BEGIN DATA LINES
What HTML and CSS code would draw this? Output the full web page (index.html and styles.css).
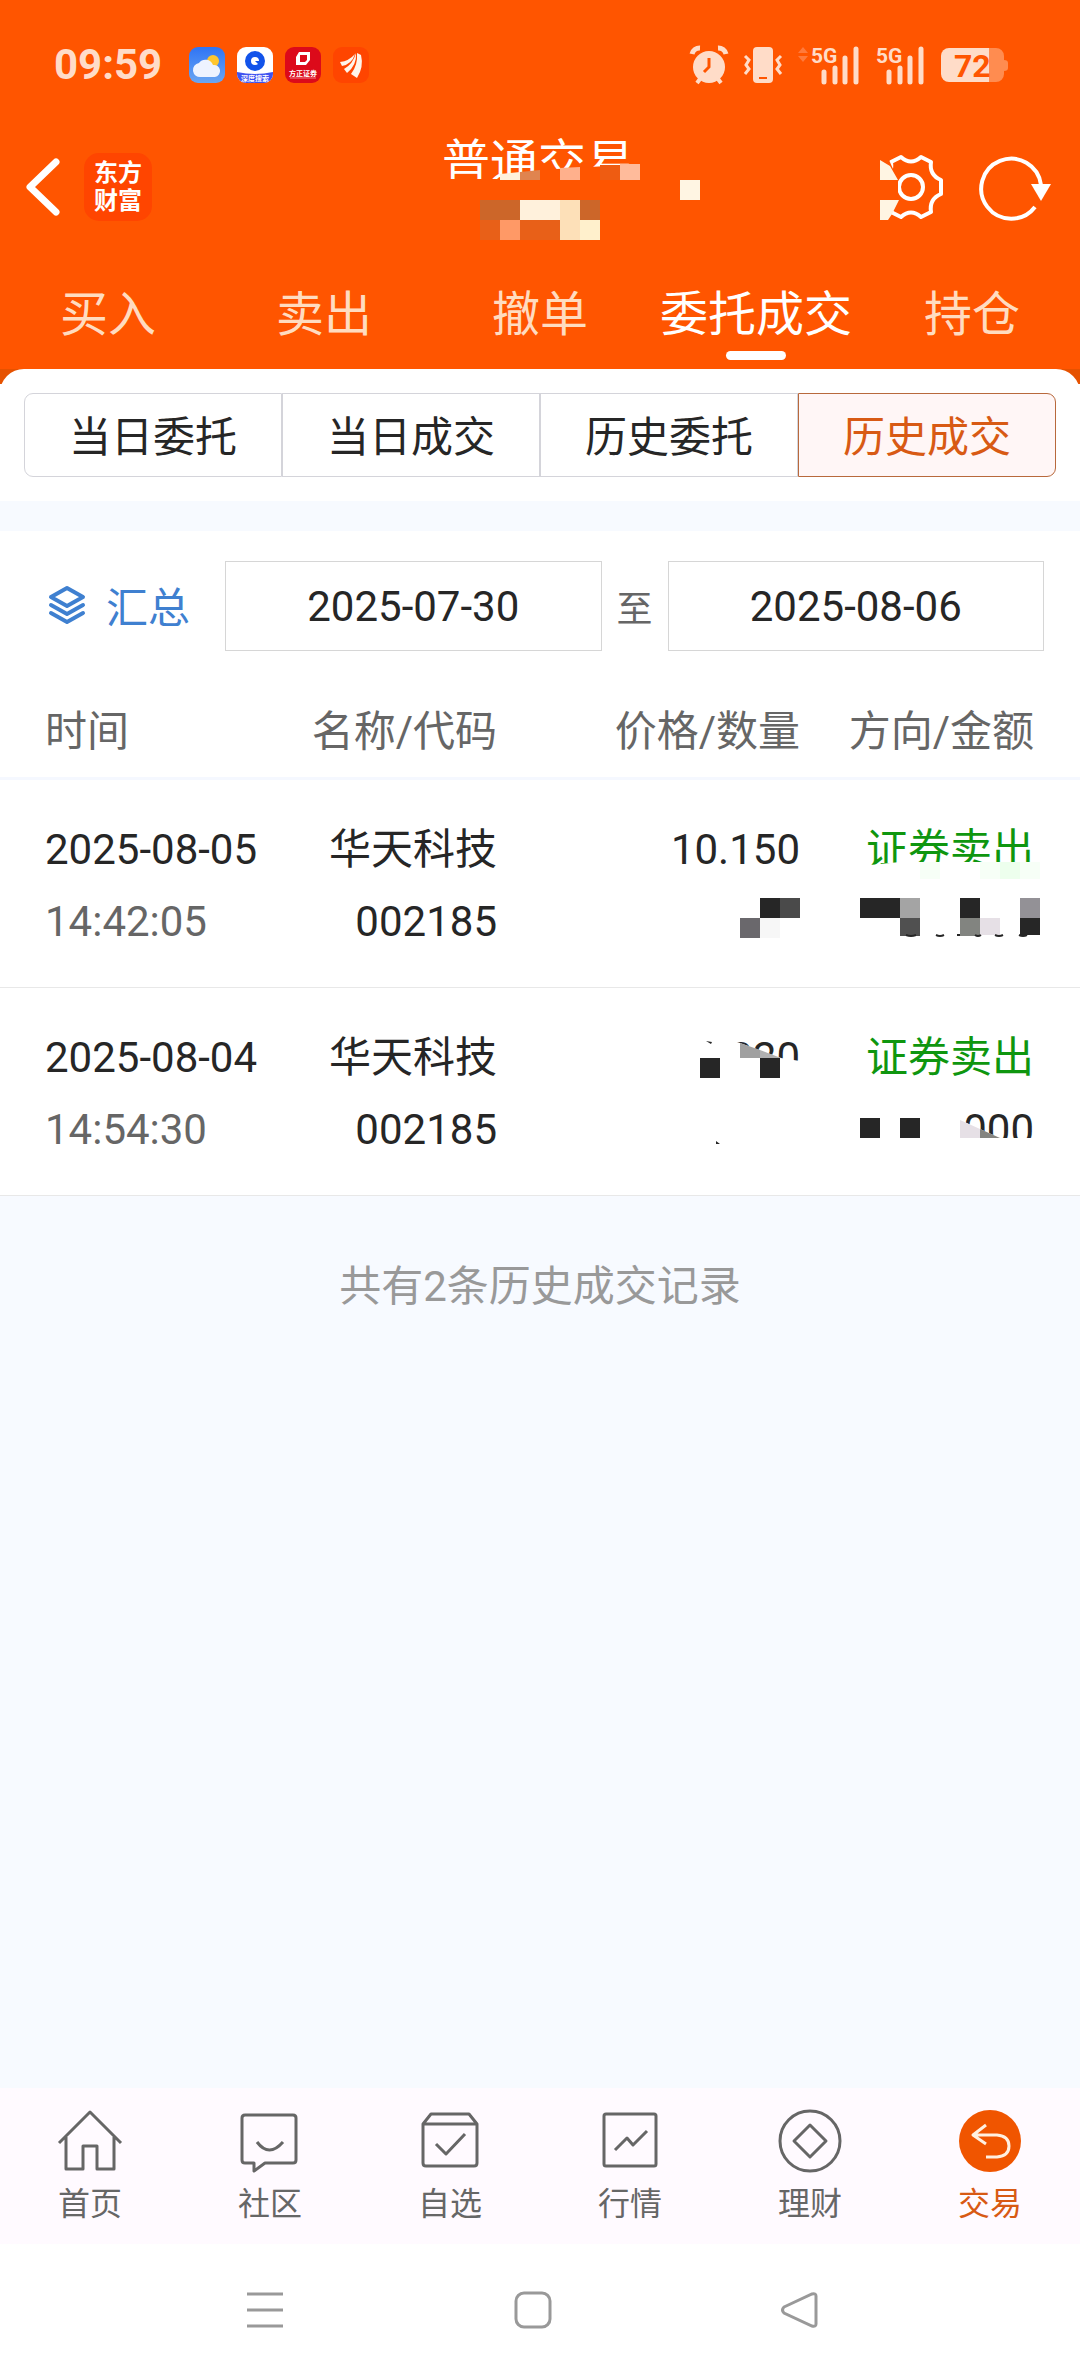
FILE: index.html
```
<!DOCTYPE html>
<html lang="zh-CN">
<head>
    <meta charset="UTF-8">
    <meta name="viewport" content="width=device-width, initial-scale=1.0">
    <title>普通交易</title>
    <link rel="stylesheet" href="styles.css">
</head>
<body>
    <header class="header">
        <div class="status-bar">
            <span class="time">09:59</span>
            <div class="app-list">
                <svg width="36" height="36" viewBox="0 0 36 36">
                    <defs>
                        <linearGradient id="sky" x1="0" y1="0" x2="0" y2="1">
                            <stop offset="0" stop-color="#2f74f5"/>
                            <stop offset="1" stop-color="#6aa6f2"/>
                        </linearGradient>
                    </defs>
                    <rect width="36" height="36" rx="9" fill="url(#sky)"/>
                    <circle cx="24" cy="14" r="6" fill="#ffc62e"/>
                    <path d="M12 30a7 7 0 0 1-2-14 8 8 0 0 1 14 2 6 6 0 0 1 2 12z" fill="#eef3ff"/>
                </svg>
                <svg width="36" height="36" viewBox="0 0 36 36">
                    <rect width="36" height="36" rx="9" fill="#fff"/>
                    <path d="M0 25q18 4 36 0v2a9 9 0 0 1-9 9H9a9 9 0 0 1-9-9z" fill="#3f52f0"/>
                    <circle cx="18" cy="14" r="7" fill="none" stroke="#1253ea" stroke-width="6"/>
                    <path d="M18 14h6v6z" fill="#1253ea"/>
                    <text x="18" y="34" class="app-text">深度搜索</text>
                </svg>
                <svg width="36" height="36" viewBox="0 0 36 36">
                    <rect width="36" height="36" rx="9" fill="#dc0a1a"/>
                    <path d="M14 5h11v8l-4 5H11v-8zM15 8v7h5l2-2V8z" fill="#fff" fill-rule="evenodd"/>
                    <text x="18" y="29" class="app-text">方正证券</text>
                    <path d="M5 31h26" stroke="#f0808a"/>
                </svg>
                <svg width="36" height="36" viewBox="0 0 36 36">
                    <rect width="36" height="36" rx="9" fill="#ff4500"/>
                    <path d="M7 15q9-1 15-8-3 10-13 12zM11 22q9-5 12-16 1 12-9 20zM18 27q7-9 6-21l4 2q3 12-4 23z" fill="#fff5ea"/>
                </svg>
            </div>
            <div class="status-icons">
                <svg width="38" height="38" viewBox="0 0 38 38">
                    <circle cx="19" cy="21" r="16" fill="#ffdcc8"/>
                    <path d="M2 8a8 8 0 0 1 8-6M28 2a8 8 0 0 1 8 6" fill="none" stroke="#ffdcc8" stroke-width="5"/>
                    <path d="M10 33l-3 4M28 33l3 4" stroke="#ffdcc8" stroke-width="4"/>
                    <path d="M19 12v9l-5 5" fill="none" stroke="#ff5500" stroke-width="3"/>
                </svg>
                <svg width="38" height="38" viewBox="0 0 38 38">
                    <rect x="9" y="1" width="20" height="36" rx="4" fill="#ffdcc8"/>
                    <path d="M15 32h8" stroke="#ff5500" stroke-width="2"/>
                    <path d="M1 10l4 4-3 5 3 4-4 5M37 10l-4 4 3 5-3 4 4 5" fill="none" stroke="#ffdcc8" stroke-width="3"/>
                </svg>
                <svg width="62" height="38" viewBox="0 0 62 38">
                    <path d="M0 7l5-6 5 6zM0 10h10l-5 6z" fill="#ff7a3c"/>
                    <text x="13" y="17" class="net-text">5G</text>
                    <path d="M26 36V26M37 36V22M47 36V12M58 36V3" stroke="#ffdcc8" stroke-width="5" stroke-linecap="round"/>
                </svg>
                <svg width="49" height="38" viewBox="0 0 49 38">
                    <text x="0" y="17" class="net-text">5G</text>
                    <path d="M13 36V26M24 36V22M34 36V12M45 36V3" stroke="#ffdcc8" stroke-width="5" stroke-linecap="round"/>
                </svg>
                <svg width="67" height="34" viewBox="0 0 67 34">
                    <path d="M48 0h7a8 8 0 0 1 8 8v4q4 0 4 3v5q0 3-4 3v3a8 8 0 0 1-8 8h-7z" fill="#ff8c50"/>
                    <path d="M8 0h40v34H8a8 8 0 0 1-8-8V8a8 8 0 0 1 8-8z" fill="#ffdcc8"/>
                    <text x="13" y="29" class="battery-text">72</text>
                </svg>
            </div>
        </div>
        <div class="title-bar">
            <div class="title-left">
                <a href="#" class="back" aria-label="返回">
                    <svg width="34" height="58" viewBox="0 0 34 58">
                        <path d="M30 4L4 29l26 25" fill="none" stroke="#fff" stroke-width="7" stroke-linecap="round" stroke-linejoin="round"/>
                    </svg>
                </a>
                <a href="#" class="logo">东方<br>财富</a>
            </div>
            <h1>普通交易</h1>
            <div class="title-right">
                <button class="icon-btn" aria-label="设置">
                    <svg width="66" height="66" viewBox="-33 -33 66 66">
                        <path d="M-10-30Q0-21 10-30L20-25Q18-12 30-7L30 7Q18 12 20 25L10 30Q0 21-10 30L-20 25Q-18 12-30 7L-30-7Q-18-12-20-25Z" fill="none" stroke="#fff" stroke-width="4" stroke-linejoin="round"/>
                        <circle r="12" fill="none" stroke="#fff" stroke-width="4"/>
                        <path d="M-33-27h11l9 20v14l-8 20h-12z" fill="#ff5500"/>
                        <path d="M-31-27l10 6 8 14h-18zM-31 13h19l-7 14-4 6h-8z" fill="#fff5e3"/>
                    </svg>
                </button>
                <button class="icon-btn" aria-label="刷新">
                    <svg width="72" height="66" viewBox="-33 -33 72 66">
                        <path d="M24 20A30 30 0 1 1 30-2" fill="none" stroke="#fff" stroke-width="4"/>
                        <path d="M20-3h20L30 14z" fill="#fff"/>
                    </svg>
                </button>
            </div>
            <svg class="title-mosaic" width="340" height="114" viewBox="0 0 340 114">
                <path d="M70 49h60l40-9 100-6v36H70z" fill="#ff5500"/>
                <path d="M130 44l20-2v8h-20z" fill="#fff1dc"/>
                <path d="M150 42l20-2v10h-20z" fill="#e0844f"/>
                <path d="M190 38l20-1v13h-20z" fill="#ffb08c"/>
                <path d="M230 35h20v15h-20z" fill="#ee5c12"/>
                <path d="M250 34h20v16h-20z" fill="#ffbb9b"/>
                <path d="M310 50h20v20h-20z" fill="#fff5e3"/>
                <path d="M110 70h40v20h-40zM210 70h20v20h-20z" fill="#cc6629"/>
                <path d="M150 70h40v20h-40z" fill="#fff1dc"/>
                <path d="M190 70h20v40h-20z" fill="#fde0b8"/>
                <path d="M110 90h20v20h-20zM150 90h40v20h-40z" fill="#e86018"/>
                <path d="M130 90h20v20h-20z" fill="#ff9966"/>
                <path d="M210 90h20v20h-20z" fill="#fff0cc"/>
            </svg>
        </div>
        <nav class="tabs">
            <a href="#">买入</a>
            <a href="#">卖出</a>
            <a href="#">撤单</a>
            <a href="#" class="active">委托成交</a>
            <a href="#">持仓</a>
        </nav>
    </header>
    <main class="main">
        <div class="panel-wrapper">
            <div class="panel">
                <div class="segment">
                    <button>当日委托</button>
                    <button>当日成交</button>
                    <button>历史委托</button>
                    <button class="active">历史成交</button>
                </div>
            </div>
        </div>
        <section class="records">
            <form class="filter">
                <button type="button" class="summary">
                    <svg width="38" height="38" viewBox="0 0 38 38">
                        <path d="M19 2l16 9-16 9L3 11zM3 19l16 9 16-9M3 27l16 9 16-9" fill="none" stroke="#3f80d0" stroke-width="4" stroke-linecap="round" stroke-linejoin="round"/>
                    </svg>
                    汇总
                </button>
                <input type="text" id="start" aria-label="开始日期" value="2025-07-30">
                <label for="end">至</label>
                <input type="text" id="end" value="2025-08-06">
            </form>
            <table class="list">
                <thead>
                    <tr>
                        <th class="col-time">时间</th>
                        <th class="col-name">名称/代码</th>
                        <th class="col-price">价格/数量</th>
                        <th class="col-side">方向/金额</th>
                    </tr>
                </thead>
                <tbody>
                    <tr>
                        <td class="col-time">2025-08-05<br><span class="clock">14:42:05</span></td>
                        <td class="col-name">华天科技<br>002185</td>
                        <td class="col-price">10.150
                            <svg class="mosaic" width="120" height="207" viewBox="0 0 120 207">
                                <path d="M80 118h20v20H80z" fill="#262626"/>
                                <path d="M100 118h20v20h-20z" fill="#4a4a4a"/>
                                <path d="M60 138h20v20H60z" fill="#6a686c"/>
                                <path d="M80 138h20v20H80z" fill="#f7f7f7"/>
                            </svg>
                        </td>
                        <td class="col-side"><span class="sell">证券卖出</span>
                            <svg class="mosaic" width="240" height="207" viewBox="0 0 240 207">
                                <path d="M20 86l40-4h150v24H20z" fill="#fff"/>
                                <path d="M80 82h20v17H80zM140 82h20v17h-20zM180 82h20v17h-20z" fill="#f7fff7"/>
                                <path d="M160 82h20v17h-20z" fill="#edffed"/>
                                <path d="M20 118h40v20H20zM120 118h20v20h-20zM180 138h20v17h-20z" fill="#262626"/>
                                <path d="M60 118h20v20H60z" fill="#a4a4a4"/>
                                <path d="M60 138h20v18H60z" fill="#505050"/>
                                <path d="M120 138h20v18h-20z" fill="#828480"/>
                                <path d="M140 138h20v17h-20z" fill="#e6e0e6"/>
                                <path d="M180 118h20v20h-20z" fill="#939196"/>
                                <path d="M66 155q5 2 10 0M96 155q4 2 8 0M117 155h3M135 155q3 2 6 0M155 155q4 2 8 0M179 155q4 2 8 0" fill="none" stroke="#262626" stroke-width="2"/>
                            </svg>
                        </td>
                    </tr>
                    <tr>
                        <td class="col-time">2025-08-04<br><span class="clock">14:54:30</span></td>
                        <td class="col-name">华天科技<br>002185</td>
                        <td class="col-price">020
                            <svg class="mosaic" width="120" height="207" viewBox="0 0 120 207">
                                <path d="M40 50l20 5 41 15 19 3v20H40z" fill="#fff"/>
                                <path d="M60 55l20 7v8H60z" fill="#a0a0a0"/>
                                <path d="M80 62l21 8H80z" fill="#b0b0b0"/>
                                <path d="M20 70h20v20H20zM80 70h20v20H80zM26 53l6 1-1 2zM36 153l4 3h-4z" fill="#262626"/>
                            </svg>
                        </td>
                        <td class="col-side"><span class="sell">证券卖出</span><br>000
                            <svg class="mosaic" width="240" height="207" viewBox="0 0 240 207">
                                <path d="M110 129l10 3 40 18h50v18H110z" fill="#fff"/>
                                <path d="M120 132l20 9v9h-20z" fill="#e6e0e6"/>
                                <path d="M140 141l20 9h-20z" fill="#848480"/>
                                <path d="M20 130h20v20H20zM60 130h20v20H60z" fill="#262626"/>
                            </svg>
                        </td>
                    </tr>
                </tbody>
            </table>
        </section>
        <p class="total">共有2条历史成交记录</p>
    </main>
    <nav class="tab-bar">
        <a href="#">
            <svg width="66" height="66" viewBox="0 0 66 66">
                <path d="M2 35L33 4l31 31M9 29v32h17V38h14v23h17V29" fill="none"/>
            </svg>
            首页
        </a>
        <a href="#">
            <svg width="66" height="66" viewBox="0 0 66 66">
                <path d="M8 7h48q3 0 3 3v42q0 3-3 3H28l-11 8v-8H8q-3 0-3-3V10q0-3 3-3zM20 34q12 16 26 0" fill="none"/>
            </svg>
            社区
        </a>
        <a href="#">
            <svg width="66" height="66" viewBox="0 0 66 66">
                <path d="M6 16l8-10h38l8 10v39q0 3-3 3H9q-3 0-3-3zM6 16h54M19 36l10 10 19-20" fill="none"/>
            </svg>
            自选
        </a>
        <a href="#">
            <svg width="66" height="66" viewBox="0 0 66 66">
                <rect x="7" y="6" width="52" height="52" rx="2" fill="none"/>
                <path d="M18 42l12-12 6 7 14-14" fill="none"/>
            </svg>
            行情
        </a>
        <a href="#">
            <svg width="66" height="66" viewBox="0 0 66 66">
                <circle cx="33" cy="33" r="30" fill="none"/>
                <path d="M33 17l16 16-16 16-16-16z" fill="none"/>
            </svg>
            理财
        </a>
        <a href="#" class="active">
            <svg width="66" height="66" viewBox="0 0 66 66">
                <circle cx="33" cy="33" r="31" fill="#f05500" stroke="none"/>
                <path d="M29 17L16 27l13 9M16 27h24q12 1 12 11t-12 11H29" fill="none" stroke="#fff0e0"/>
            </svg>
            交易
        </a>
    </nav>
    <div class="system-bar">
        <button aria-label="最近任务">
            <svg width="38" height="38" viewBox="0 0 38 38">
                <path d="M1 3h36M1 19h36M1 35h36"/>
            </svg>
        </button>
        <button aria-label="主屏幕">
            <svg width="38" height="38" viewBox="0 0 38 38">
                <rect x="2" y="2" width="34" height="34" rx="8"/>
            </svg>
        </button>
        <button aria-label="返回上一页">
            <svg width="38" height="38" viewBox="0 0 38 38">
                <path d="M3 16L31 3q4-1 4 2v28q0 3-4 2L3 22q-3-3 0-6z"/>
            </svg>
        </button>
    </div>
</body>
</html>
```
FILE: styles.css
```
* {
    box-sizing: border-box;
    margin: 0;
    padding: 0;
}
body {
    display: flex;
    flex-direction: column;
    min-height: 100vh;
    background: #f7faff;
    color: #262626;
    font-family: Roboto, "Noto Sans CJK SC", sans-serif;
    font-size: 42px;
}
a {
    color: inherit;
    text-decoration: none;
}
button {
    border: 0;
    background: none;
    color: inherit;
    font: inherit;
}
svg {
    display: block;
    flex: none;
    overflow: visible;
}

/* 顶部 */
.header {
    background: #ff5500;
    color: #fff;
}
.status-bar {
    display: flex;
    align-items: center;
    height: 130px;
    padding: 0 72px 0 54px;
}
.time {
    color: #ffdcc8;
    font-weight: 700;
    line-height: 48px;
}
.app-list {
    display: flex;
    gap: 12px;
    margin-left: 27px;
}
.app-text {
    fill: #fff;
    font-size: 7px;
    font-weight: 700;
    text-anchor: middle;
}
.status-icons {
    display: flex;
    align-items: center;
    gap: 16px;
    margin-left: auto;
}
.net-text {
    fill: #ffdcc8;
    font-size: 21px;
    font-weight: 700;
}
.battery-text {
    fill: #ff5500;
    font-size: 32px;
    font-weight: 700;
}
.title-bar {
    position: relative;
    display: grid;
    grid-template-columns: 1fr auto 1fr;
    align-items: center;
    height: 114px;
    padding: 0 30px 0 26px;
}
.title-left {
    display: flex;
    align-items: center;
    gap: 24px;
}
.title-right {
    display: flex;
    align-items: center;
    justify-content: flex-end;
    gap: 34px;
}
.logo {
    width: 68px;
    height: 68px;
    padding-top: 6px;
    border-radius: 15px;
    background: #ff4500;
    font-size: 24px;
    font-weight: 700;
    line-height: 28px;
    text-align: center;
}
.title-bar h1 {
    align-self: start;
    font-size: 48px;
    font-weight: 400;
    line-height: 66px;
}
.title-mosaic {
    position: absolute;
    top: 0;
    left: 50%;
    margin-left: -170px;
}
.tabs {
    display: grid;
    grid-template-columns: repeat(5, 1fr);
}
.tabs a {
    padding: 38px 0 9px;
    color: #ffdcc0;
    font-size: 48px;
    line-height: 66px;
    text-align: center;
}
.tabs a::after {
    content: "";
    display: block;
    width: 60px;
    height: 9px;
    margin: 3px auto 0;
    border-radius: 5px;
}
.tabs .active {
    color: #fff;
}
.tabs .active::after {
    background: #fff;
}

/* 内容 */
.main {
    flex: 1;
}
.panel-wrapper {
    background: linear-gradient(#e65200 15px, #fff 15px);
}
.panel {
    padding: 24px;
    border-radius: 24px 24px 0 0;
    background: #fff;
}
.segment {
    display: grid;
    grid-template-columns: repeat(4, 1fr);
}
.segment button {
    height: 84px;
    padding-bottom: 3px;
    border: 1px solid #d4d4da;
}
.segment button:first-child {
    border-radius: 9px 0 0 9px;
}
.segment button:last-child {
    border-radius: 0 9px 9px 0;
}
.segment .active {
    border-color: #b8693c;
    background: #fff6f6;
    color: #d85a14;
}
.records {
    margin-top: 30px;
    background: #fff;
}
.filter {
    display: flex;
    align-items: center;
    padding: 30px 36px 33px 48px;
}
.summary {
    display: flex;
    align-items: center;
    gap: 20px;
    margin-right: 35px;
    padding-bottom: 3px;
    color: #3f80d0;
}
.filter input {
    flex: 1;
    min-width: 0;
    height: 90px;
    border: 1px solid #d6d6d6;
    background: #fff;
    color: #262626;
    font: inherit;
    text-align: center;
}
.filter label {
    width: 66px;
    color: #666;
    font-size: 36px;
    text-align: center;
}
.list {
    width: 100%;
    border-spacing: 0;
    table-layout: fixed;
}
.list th {
    height: 96px;
    padding-bottom: 6px;
    border-bottom: 3px solid #f5f8ff;
    color: #666;
    font-weight: 400;
    text-align: right;
}
.list td {
    position: relative;
    height: 208px;
    padding-top: 34px;
    border-bottom: 1px solid #e8e8e8;
    line-height: 72px;
    text-align: right;
    vertical-align: top;
}
.list .col-time {
    width: 265px;
    padding-left: 45px;
    text-align: left;
}
.list .col-name {
    width: 232px;
}
.list .col-side {
    width: 280px;
    padding-right: 46px;
}
.clock {
    color: #666;
}
.sell {
    color: #0f960f;
}
.mosaic {
    position: absolute;
    top: 0;
    right: 0;
}
.total {
    padding-top: 61px;
    color: #999;
    line-height: 60px;
    text-align: center;
}

/* 底部 */
.tab-bar {
    display: grid;
    grid-template-columns: repeat(6, 1fr);
    height: 156px;
    background: #fffaff;
    color: #666;
    font-size: 32px;
    line-height: 48px;
}
.tab-bar a {
    display: flex;
    flex-direction: column;
    align-items: center;
    gap: 6px;
    padding-top: 20px;
}
.tab-bar svg {
    stroke: #666;
    stroke-width: 3;
    stroke-linejoin: round;
}
.tab-bar .active {
    color: #d85a14;
}
.system-bar {
    display: flex;
    justify-content: space-between;
    align-items: center;
    height: 132px;
    padding: 0 261px 0 246px;
    background: #fff;
}
.system-bar svg {
    fill: none;
    stroke: #999;
    stroke-width: 3;
}
```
END DATA LINES
» **TO BE DONE**
Return every line above that contains the word "styles".

» **RESPONSE BELOW**
What HTML and CSS code would draw this? Output the full web page (index.html and styles.css).
    <link rel="stylesheet" href="styles.css">
FILE: styles.css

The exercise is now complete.